:: Collected material ::
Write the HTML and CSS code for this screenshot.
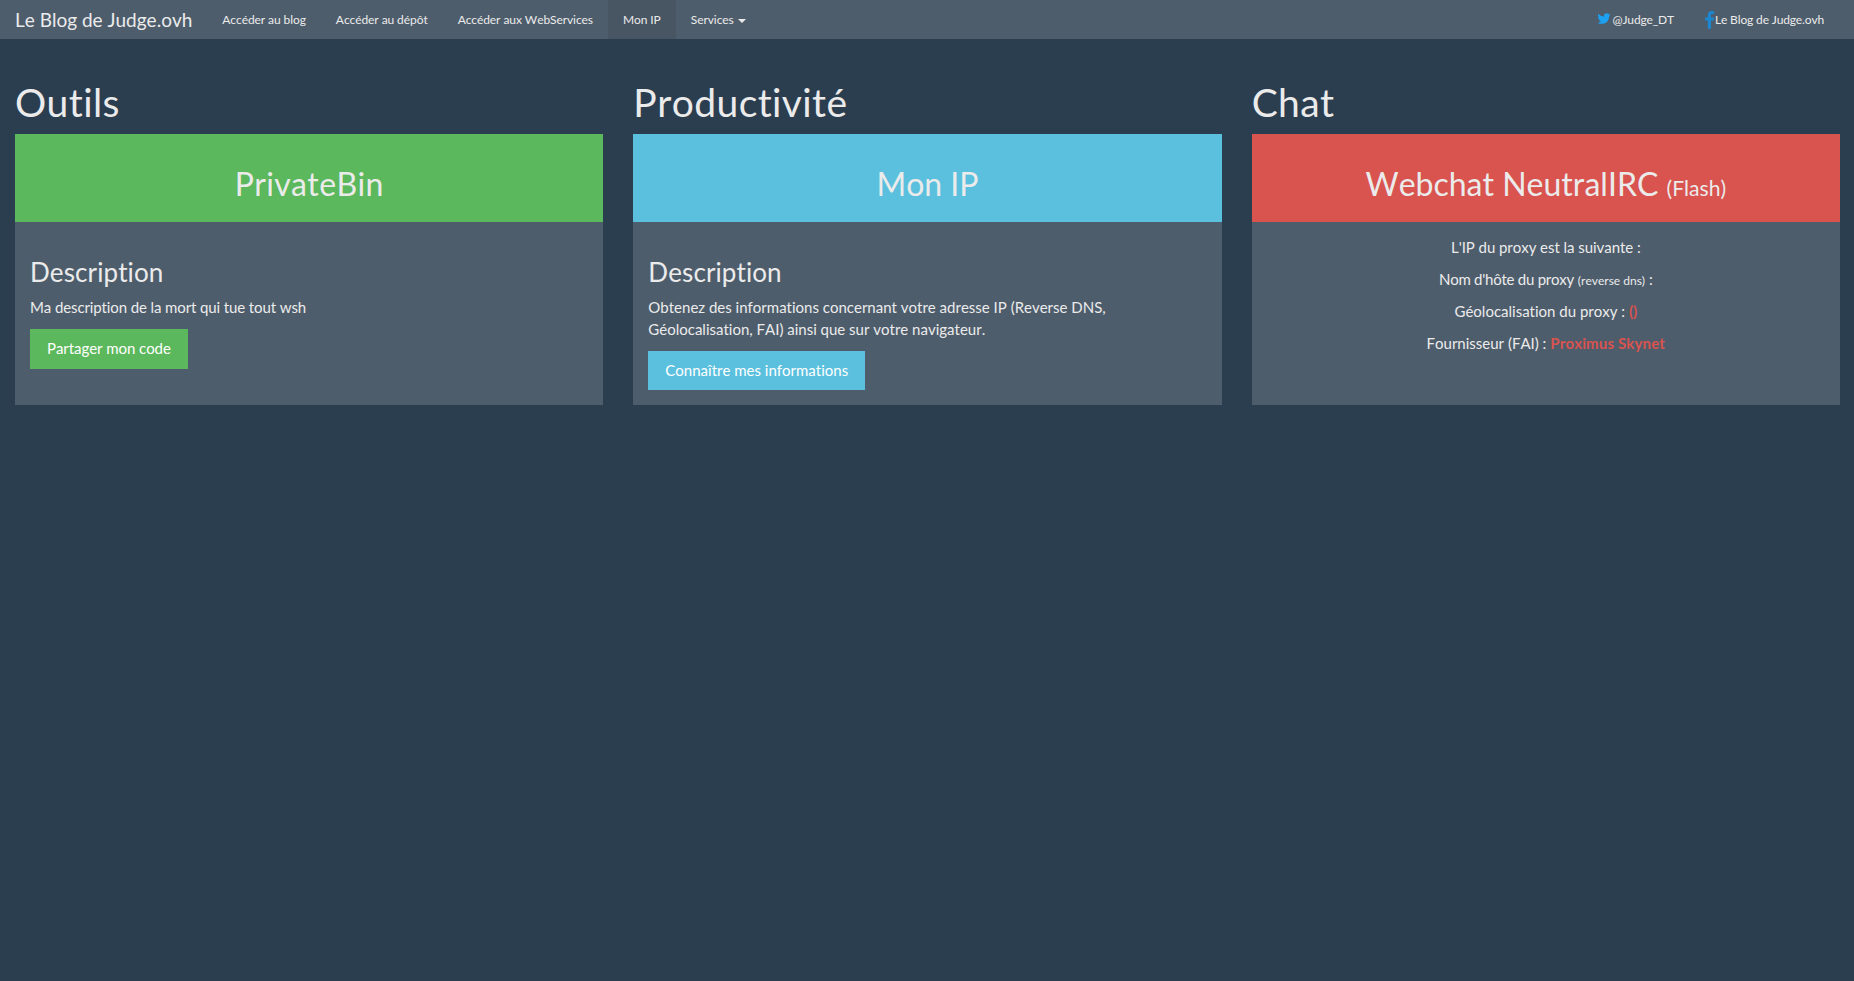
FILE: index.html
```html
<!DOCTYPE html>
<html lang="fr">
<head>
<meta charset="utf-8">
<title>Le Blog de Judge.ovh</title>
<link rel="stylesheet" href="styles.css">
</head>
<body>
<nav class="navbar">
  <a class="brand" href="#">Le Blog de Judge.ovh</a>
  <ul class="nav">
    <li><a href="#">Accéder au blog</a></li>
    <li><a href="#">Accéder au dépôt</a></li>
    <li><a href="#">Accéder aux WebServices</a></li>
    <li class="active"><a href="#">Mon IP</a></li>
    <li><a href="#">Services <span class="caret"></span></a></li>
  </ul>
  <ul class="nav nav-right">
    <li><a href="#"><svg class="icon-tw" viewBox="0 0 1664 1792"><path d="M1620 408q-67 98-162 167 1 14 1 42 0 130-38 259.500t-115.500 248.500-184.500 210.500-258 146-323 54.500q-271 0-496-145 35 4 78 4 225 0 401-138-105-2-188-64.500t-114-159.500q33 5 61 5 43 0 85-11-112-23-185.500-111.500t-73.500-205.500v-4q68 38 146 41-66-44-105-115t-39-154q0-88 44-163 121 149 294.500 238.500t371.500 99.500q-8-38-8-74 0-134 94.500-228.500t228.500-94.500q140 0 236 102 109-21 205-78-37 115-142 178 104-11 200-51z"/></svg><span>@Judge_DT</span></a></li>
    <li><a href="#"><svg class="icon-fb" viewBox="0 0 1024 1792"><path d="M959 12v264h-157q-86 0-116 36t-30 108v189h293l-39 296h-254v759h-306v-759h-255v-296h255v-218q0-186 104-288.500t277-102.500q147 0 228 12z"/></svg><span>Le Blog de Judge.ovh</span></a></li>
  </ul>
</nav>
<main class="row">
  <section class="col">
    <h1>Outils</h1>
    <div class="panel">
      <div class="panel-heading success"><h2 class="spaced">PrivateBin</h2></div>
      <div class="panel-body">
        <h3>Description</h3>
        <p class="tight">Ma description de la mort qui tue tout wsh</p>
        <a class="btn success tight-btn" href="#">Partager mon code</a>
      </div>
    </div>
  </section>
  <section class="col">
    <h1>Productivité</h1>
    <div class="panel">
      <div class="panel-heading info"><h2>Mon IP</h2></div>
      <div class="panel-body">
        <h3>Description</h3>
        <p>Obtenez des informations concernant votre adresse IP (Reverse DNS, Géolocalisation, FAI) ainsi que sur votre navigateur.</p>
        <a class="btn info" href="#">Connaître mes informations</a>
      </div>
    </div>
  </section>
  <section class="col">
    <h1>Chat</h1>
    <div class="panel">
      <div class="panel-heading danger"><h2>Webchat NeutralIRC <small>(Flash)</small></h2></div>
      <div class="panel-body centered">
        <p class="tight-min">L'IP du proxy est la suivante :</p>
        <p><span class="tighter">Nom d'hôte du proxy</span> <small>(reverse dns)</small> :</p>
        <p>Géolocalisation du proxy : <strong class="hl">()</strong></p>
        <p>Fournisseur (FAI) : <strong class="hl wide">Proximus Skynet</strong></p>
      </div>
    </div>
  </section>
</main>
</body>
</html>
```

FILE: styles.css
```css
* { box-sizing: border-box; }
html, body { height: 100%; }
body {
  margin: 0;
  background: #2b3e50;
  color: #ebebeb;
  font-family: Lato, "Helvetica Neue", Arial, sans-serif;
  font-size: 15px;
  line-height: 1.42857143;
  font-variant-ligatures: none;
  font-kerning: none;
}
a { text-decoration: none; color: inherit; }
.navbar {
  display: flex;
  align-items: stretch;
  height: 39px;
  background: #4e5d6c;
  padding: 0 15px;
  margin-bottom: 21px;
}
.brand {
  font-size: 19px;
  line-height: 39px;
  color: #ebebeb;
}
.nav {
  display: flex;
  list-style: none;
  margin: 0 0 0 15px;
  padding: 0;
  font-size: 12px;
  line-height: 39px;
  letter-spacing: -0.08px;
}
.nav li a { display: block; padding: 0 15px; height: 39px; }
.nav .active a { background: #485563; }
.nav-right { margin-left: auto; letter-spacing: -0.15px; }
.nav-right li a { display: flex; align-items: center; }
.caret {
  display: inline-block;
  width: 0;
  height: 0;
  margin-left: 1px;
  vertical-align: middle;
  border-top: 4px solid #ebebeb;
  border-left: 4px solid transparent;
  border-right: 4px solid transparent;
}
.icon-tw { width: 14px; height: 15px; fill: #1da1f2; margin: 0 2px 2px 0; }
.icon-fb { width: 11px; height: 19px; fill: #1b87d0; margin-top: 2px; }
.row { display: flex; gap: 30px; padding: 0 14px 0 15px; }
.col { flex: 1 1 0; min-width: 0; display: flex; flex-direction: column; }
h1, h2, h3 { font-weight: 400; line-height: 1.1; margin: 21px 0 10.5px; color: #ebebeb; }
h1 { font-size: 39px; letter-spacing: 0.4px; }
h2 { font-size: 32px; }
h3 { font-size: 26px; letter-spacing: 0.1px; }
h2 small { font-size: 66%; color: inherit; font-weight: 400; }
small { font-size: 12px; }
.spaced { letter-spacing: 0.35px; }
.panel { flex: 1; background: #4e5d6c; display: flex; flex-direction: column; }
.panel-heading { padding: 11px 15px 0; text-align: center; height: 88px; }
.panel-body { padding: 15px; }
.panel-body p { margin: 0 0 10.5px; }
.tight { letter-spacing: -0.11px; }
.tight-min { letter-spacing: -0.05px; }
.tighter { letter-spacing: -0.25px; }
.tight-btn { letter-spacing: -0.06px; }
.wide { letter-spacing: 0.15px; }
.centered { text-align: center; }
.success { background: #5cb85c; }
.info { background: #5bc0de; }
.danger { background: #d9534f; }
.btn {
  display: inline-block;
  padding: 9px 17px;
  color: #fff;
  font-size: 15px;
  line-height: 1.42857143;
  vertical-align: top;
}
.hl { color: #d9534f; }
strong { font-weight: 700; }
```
:::
Stated task:
Print out the material word for word, omitting the pictures.

Answer below:
Write the HTML and CSS code for this screenshot.
FILE: index.html
```html
<!DOCTYPE html>
<html lang="fr">
<head>
<meta charset="utf-8">
<title>Le Blog de Judge.ovh</title>
<link rel="stylesheet" href="styles.css">
</head>
<body>
<nav class="navbar">
  <a class="brand" href="#">Le Blog de Judge.ovh</a>
  <ul class="nav">
    <li><a href="#">Accéder au blog</a></li>
    <li><a href="#">Accéder au dépôt</a></li>
    <li><a href="#">Accéder aux WebServices</a></li>
    <li class="active"><a href="#">Mon IP</a></li>
    <li><a href="#">Services <span class="caret"></span></a></li>
  </ul>
  <ul class="nav nav-right">
    <li><a href="#"><svg class="icon-tw" viewBox="0 0 1664 1792"><path d="M1620 408q-67 98-162 167 1 14 1 42 0 130-38 259.500t-115.500 248.500-184.500 210.500-258 146-323 54.500q-271 0-496-145 35 4 78 4 225 0 401-138-105-2-188-64.500t-114-159.500q33 5 61 5 43 0 85-11-112-23-185.500-111.500t-73.500-205.500v-4q68 38 146 41-66-44-105-115t-39-154q0-88 44-163 121 149 294.500 238.500t371.500 99.500q-8-38-8-74 0-134 94.500-228.500t228.500-94.500q140 0 236 102 109-21 205-78-37 115-142 178 104-11 200-51z"/></svg><span>@Judge_DT</span></a></li>
    <li><a href="#"><svg class="icon-fb" viewBox="0 0 1024 1792"><path d="M959 12v264h-157q-86 0-116 36t-30 108v189h293l-39 296h-254v759h-306v-759h-255v-296h255v-218q0-186 104-288.500t277-102.500q147 0 228 12z"/></svg><span>Le Blog de Judge.ovh</span></a></li>
  </ul>
</nav>
<main class="row">
  <section class="col">
    <h1>Outils</h1>
    <div class="panel">
      <div class="panel-heading success"><h2 class="spaced">PrivateBin</h2></div>
      <div class="panel-body">
        <h3>Description</h3>
        <p class="tight">Ma description de la mort qui tue tout wsh</p>
        <a class="btn success tight-btn" href="#">Partager mon code</a>
      </div>
    </div>
  </section>
  <section class="col">
    <h1>Productivité</h1>
    <div class="panel">
      <div class="panel-heading info"><h2>Mon IP</h2></div>
      <div class="panel-body">
        <h3>Description</h3>
        <p>Obtenez des informations concernant votre adresse IP (Reverse DNS, Géolocalisation, FAI) ainsi que sur votre navigateur.</p>
        <a class="btn info" href="#">Connaître mes informations</a>
      </div>
    </div>
  </section>
  <section class="col">
    <h1>Chat</h1>
    <div class="panel">
      <div class="panel-heading danger"><h2>Webchat NeutralIRC <small>(Flash)</small></h2></div>
      <div class="panel-body centered">
        <p class="tight-min">L'IP du proxy est la suivante :</p>
        <p><span class="tighter">Nom d'hôte du proxy</span> <small>(reverse dns)</small> :</p>
        <p>Géolocalisation du proxy : <strong class="hl">()</strong></p>
        <p>Fournisseur (FAI) : <strong class="hl wide">Proximus Skynet</strong></p>
      </div>
    </div>
  </section>
</main>
</body>
</html>
```

FILE: styles.css
```css
* { box-sizing: border-box; }
html, body { height: 100%; }
body {
  margin: 0;
  background: #2b3e50;
  color: #ebebeb;
  font-family: Lato, "Helvetica Neue", Arial, sans-serif;
  font-size: 15px;
  line-height: 1.42857143;
  font-variant-ligatures: none;
  font-kerning: none;
}
a { text-decoration: none; color: inherit; }
.navbar {
  display: flex;
  align-items: stretch;
  height: 39px;
  background: #4e5d6c;
  padding: 0 15px;
  margin-bottom: 21px;
}
.brand {
  font-size: 19px;
  line-height: 39px;
  color: #ebebeb;
}
.nav {
  display: flex;
  list-style: none;
  margin: 0 0 0 15px;
  padding: 0;
  font-size: 12px;
  line-height: 39px;
  letter-spacing: -0.08px;
}
.nav li a { display: block; padding: 0 15px; height: 39px; }
.nav .active a { background: #485563; }
.nav-right { margin-left: auto; letter-spacing: -0.15px; }
.nav-right li a { display: flex; align-items: center; }
.caret {
  display: inline-block;
  width: 0;
  height: 0;
  margin-left: 1px;
  vertical-align: middle;
  border-top: 4px solid #ebebeb;
  border-left: 4px solid transparent;
  border-right: 4px solid transparent;
}
.icon-tw { width: 14px; height: 15px; fill: #1da1f2; margin: 0 2px 2px 0; }
.icon-fb { width: 11px; height: 19px; fill: #1b87d0; margin-top: 2px; }
.row { display: flex; gap: 30px; padding: 0 14px 0 15px; }
.col { flex: 1 1 0; min-width: 0; display: flex; flex-direction: column; }
h1, h2, h3 { font-weight: 400; line-height: 1.1; margin: 21px 0 10.5px; color: #ebebeb; }
h1 { font-size: 39px; letter-spacing: 0.4px; }
h2 { font-size: 32px; }
h3 { font-size: 26px; letter-spacing: 0.1px; }
h2 small { font-size: 66%; color: inherit; font-weight: 400; }
small { font-size: 12px; }
.spaced { letter-spacing: 0.35px; }
.panel { flex: 1; background: #4e5d6c; display: flex; flex-direction: column; }
.panel-heading { padding: 11px 15px 0; text-align: center; height: 88px; }
.panel-body { padding: 15px; }
.panel-body p { margin: 0 0 10.5px; }
.tight { letter-spacing: -0.11px; }
.tight-min { letter-spacing: -0.05px; }
.tighter { letter-spacing: -0.25px; }
.tight-btn { letter-spacing: -0.06px; }
.wide { letter-spacing: 0.15px; }
.centered { text-align: center; }
.success { background: #5cb85c; }
.info { background: #5bc0de; }
.danger { background: #d9534f; }
.btn {
  display: inline-block;
  padding: 9px 17px;
  color: #fff;
  font-size: 15px;
  line-height: 1.42857143;
  vertical-align: top;
}
.hl { color: #d9534f; }
strong { font-weight: 700; }
```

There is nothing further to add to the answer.